>> start DATA SEGMENT
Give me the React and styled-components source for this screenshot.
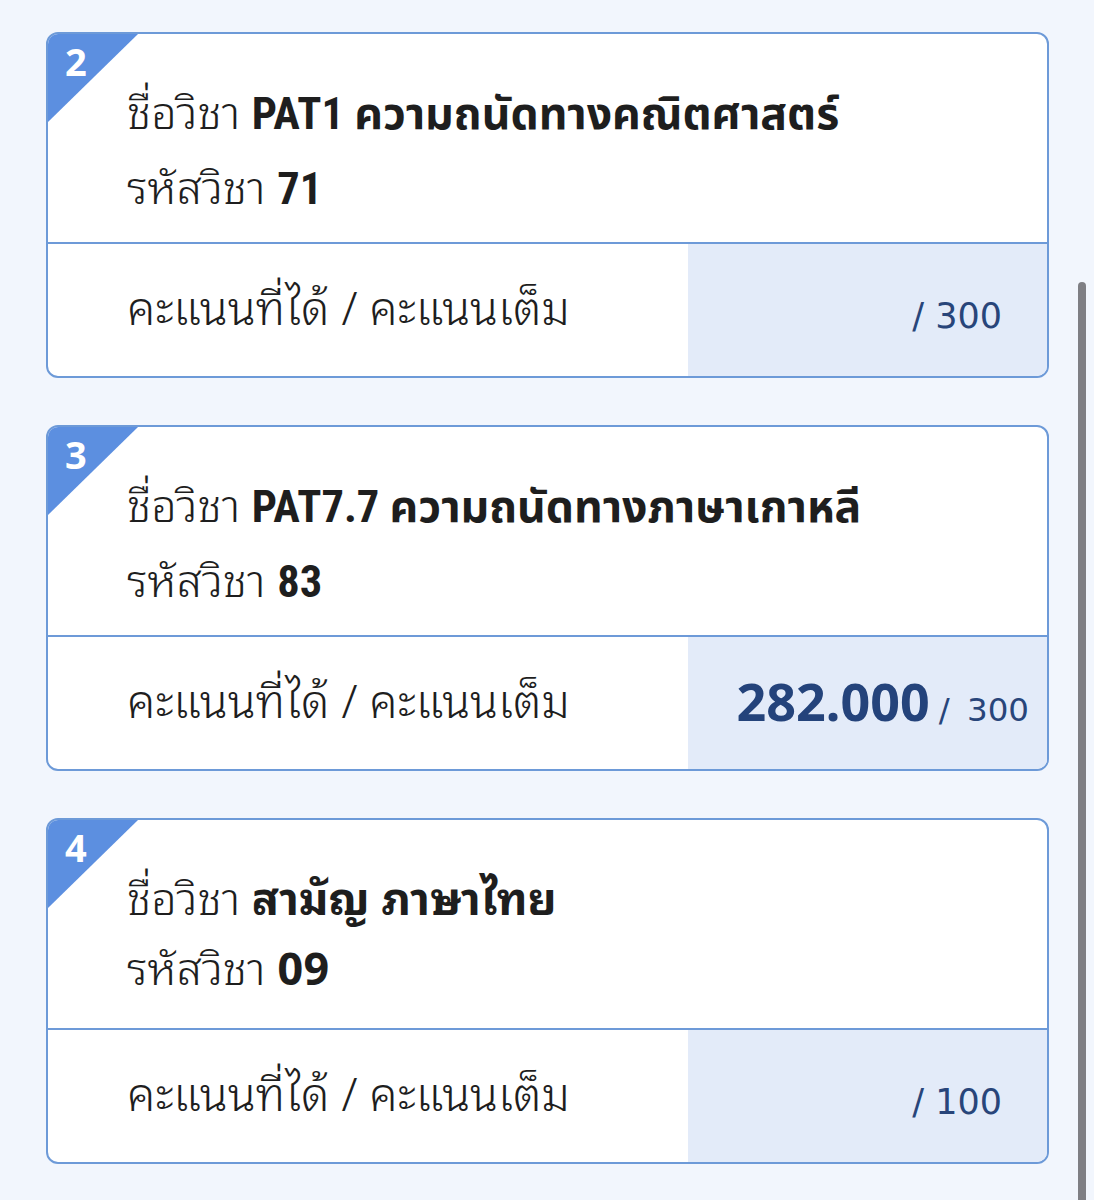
import React from "react";
import styled, { createGlobalStyle, css } from "styled-components";

const GlobalStyle = createGlobalStyle`
  html, body {
    margin: 0;
    padding: 0;
    background: #f2f6fd;
  }
  body {
    font-family: "Noto Sans Thai Looped", "Noto Sans", sans-serif;
    color: #1e1e1e;
  }
`;

const Page = styled.div`
  display: flex;
  flex-direction: column;
  gap: 47px;
  padding: 32px 0 40px 46px;
  height: 1200px;
  box-sizing: border-box;
  overflow: hidden;
`;

const Card = styled.div`
  position: relative;
  width: 1003px;
  box-sizing: border-box;
  border: 2px solid #6d9ad8;
  border-radius: 12px;
  background: #fff;
  overflow: hidden;
  flex-shrink: 0;
`;

const Badge = styled.div`
  position: absolute;
  top: 0;
  left: 0;
  width: 90px;
  height: 88px;
  background: #5c8fe0;
  clip-path: polygon(0 0, 100% 0, 0 100%);
  span {
    position: absolute;
    top: 8px;
    left: 17px;
    color: #fff;
    font-family: "Noto Sans", "Open Sans", sans-serif;
    font-weight: 700;
    font-size: 38px;
    line-height: 1;
  }
`;

const Header = styled.div`
  display: flex;
  flex-direction: column;
  padding: 40px 0 0 79px;
  height: 210px;
  box-sizing: border-box;
  border-bottom: 2px solid #6d9ad8;
  font-size: 45px;
  font-weight: 350;
`;

const Line = styled.div`
  white-space: nowrap;
  line-height: 70px;
`;

const Value = styled.b`
  font-weight: 700;
  ${(p) =>
    p.$condensed &&
    css`
      font-family: "Roboto Condensed", "Noto Sans Thai", sans-serif;
      font-stretch: condensed;
      font-size: 44.5px;
    `}
`;

const ScoreRow = styled.div`
  display: flex;
  height: 132px;
`;

const ScoreLabel = styled.div`
  flex: 1;
  display: flex;
  align-items: center;
  padding: 0 0 12px 79px;
  font-size: 46px;
  font-weight: 350;
  white-space: nowrap;
`;

const ScoreCell = styled.div`
  width: 359px;
  background: #e3ebf9;
  display: flex;
  align-items: baseline;
  justify-content: flex-end;
  align-content: flex-end;
  flex-wrap: wrap;
  box-sizing: border-box;
  padding: 0 ${(p) => (p.$filled ? "18px 42px" : "45px 42px")} 0;
  color: #28457a;
  font-family: "Noto Sans", "Open Sans", sans-serif;
`;

const Score = styled.span`
  font-size: 52px;
  font-weight: 700;
  line-height: 1;
  margin-right: 9px;
  color: #24437b;
`;

const Full = styled.span`
  font-family: "DejaVu Sans", "Noto Sans", sans-serif;
  font-size: ${(p) => (p.$small ? "32.5px" : "35px")};
  word-spacing: ${(p) => (p.$small ? "7px" : "0")};
  line-height: 1;
`;

const Scrollbar = styled.div`
  position: fixed;
  top: 282px;
  left: 1078px;
  width: 8px;
  height: 960px;
  border-radius: 4px;
  background: #7f7f84;
`;

const subjects = [
  { no: 2, name: "PAT1 ความถนัดทางคณิตศาสตร์", code: "71", score: null, full: 300, condensed: true },
  { no: 3, name: "PAT7.7 ความถนัดทางภาษาเกาหลี", code: "83", score: "282.000", full: 300, condensed: true },
  { no: 4, name: "สามัญ ภาษาไทย", code: "09", score: null, full: 100, condensed: false },
];

const App = () => {
  return (
    <>
      <GlobalStyle />
      <Page>
        {subjects.map((s) => (
          <Card key={s.no}>
            <Badge>
              <span>{s.no}</span>
            </Badge>
            <Header>
              <Line>
                ชื่อวิชา <Value $condensed={s.condensed}>{s.name}</Value>
              </Line>
              <Line>
                รหัสวิชา <Value $condensed={s.condensed}>{s.code}</Value>
              </Line>
            </Header>
            <ScoreRow>
              <ScoreLabel>คะแนนที่ได้ / คะแนนเต็ม</ScoreLabel>
              <ScoreCell $filled={!!s.score}>
                {s.score && <Score>{s.score}</Score>}
                <Full $small={!!s.score}>/ {s.full}</Full>
              </ScoreCell>
            </ScoreRow>
          </Card>
        ))}
      </Page>
      <Scrollbar />
    </>
  );
};

export default App;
>> end DATA SEGMENT
* [GIVEN TASK]
Reproduce all of the material exactly, apart from the pictures.

* [TASK RESULT]
Give me the React and styled-components source for this screenshot.
import React from "react";
import styled, { createGlobalStyle, css } from "styled-components";

const GlobalStyle = createGlobalStyle`
  html, body {
    margin: 0;
    padding: 0;
    background: #f2f6fd;
  }
  body {
    font-family: "Noto Sans Thai Looped", "Noto Sans", sans-serif;
    color: #1e1e1e;
  }
`;

const Page = styled.div`
  display: flex;
  flex-direction: column;
  gap: 47px;
  padding: 32px 0 40px 46px;
  height: 1200px;
  box-sizing: border-box;
  overflow: hidden;
`;

const Card = styled.div`
  position: relative;
  width: 1003px;
  box-sizing: border-box;
  border: 2px solid #6d9ad8;
  border-radius: 12px;
  background: #fff;
  overflow: hidden;
  flex-shrink: 0;
`;

const Badge = styled.div`
  position: absolute;
  top: 0;
  left: 0;
  width: 90px;
  height: 88px;
  background: #5c8fe0;
  clip-path: polygon(0 0, 100% 0, 0 100%);
  span {
    position: absolute;
    top: 8px;
    left: 17px;
    color: #fff;
    font-family: "Noto Sans", "Open Sans", sans-serif;
    font-weight: 700;
    font-size: 38px;
    line-height: 1;
  }
`;

const Header = styled.div`
  display: flex;
  flex-direction: column;
  padding: 40px 0 0 79px;
  height: 210px;
  box-sizing: border-box;
  border-bottom: 2px solid #6d9ad8;
  font-size: 45px;
  font-weight: 350;
`;

const Line = styled.div`
  white-space: nowrap;
  line-height: 70px;
`;

const Value = styled.b`
  font-weight: 700;
  ${(p) =>
    p.$condensed &&
    css`
      font-family: "Roboto Condensed", "Noto Sans Thai", sans-serif;
      font-stretch: condensed;
      font-size: 44.5px;
    `}
`;

const ScoreRow = styled.div`
  display: flex;
  height: 132px;
`;

const ScoreLabel = styled.div`
  flex: 1;
  display: flex;
  align-items: center;
  padding: 0 0 12px 79px;
  font-size: 46px;
  font-weight: 350;
  white-space: nowrap;
`;

const ScoreCell = styled.div`
  width: 359px;
  background: #e3ebf9;
  display: flex;
  align-items: baseline;
  justify-content: flex-end;
  align-content: flex-end;
  flex-wrap: wrap;
  box-sizing: border-box;
  padding: 0 ${(p) => (p.$filled ? "18px 42px" : "45px 42px")} 0;
  color: #28457a;
  font-family: "Noto Sans", "Open Sans", sans-serif;
`;

const Score = styled.span`
  font-size: 52px;
  font-weight: 700;
  line-height: 1;
  margin-right: 9px;
  color: #24437b;
`;

const Full = styled.span`
  font-family: "DejaVu Sans", "Noto Sans", sans-serif;
  font-size: ${(p) => (p.$small ? "32.5px" : "35px")};
  word-spacing: ${(p) => (p.$small ? "7px" : "0")};
  line-height: 1;
`;

const Scrollbar = styled.div`
  position: fixed;
  top: 282px;
  left: 1078px;
  width: 8px;
  height: 960px;
  border-radius: 4px;
  background: #7f7f84;
`;

const subjects = [
  { no: 2, name: "PAT1 ความถนัดทางคณิตศาสตร์", code: "71", score: null, full: 300, condensed: true },
  { no: 3, name: "PAT7.7 ความถนัดทางภาษาเกาหลี", code: "83", score: "282.000", full: 300, condensed: true },
  { no: 4, name: "สามัญ ภาษาไทย", code: "09", score: null, full: 100, condensed: false },
];

const App = () => {
  return (
    <>
      <GlobalStyle />
      <Page>
        {subjects.map((s) => (
          <Card key={s.no}>
            <Badge>
              <span>{s.no}</span>
            </Badge>
            <Header>
              <Line>
                ชื่อวิชา <Value $condensed={s.condensed}>{s.name}</Value>
              </Line>
              <Line>
                รหัสวิชา <Value $condensed={s.condensed}>{s.code}</Value>
              </Line>
            </Header>
            <ScoreRow>
              <ScoreLabel>คะแนนที่ได้ / คะแนนเต็ม</ScoreLabel>
              <ScoreCell $filled={!!s.score}>
                {s.score && <Score>{s.score}</Score>}
                <Full $small={!!s.score}>/ {s.full}</Full>
              </ScoreCell>
            </ScoreRow>
          </Card>
        ))}
      </Page>
      <Scrollbar />
    </>
  );
};

export default App;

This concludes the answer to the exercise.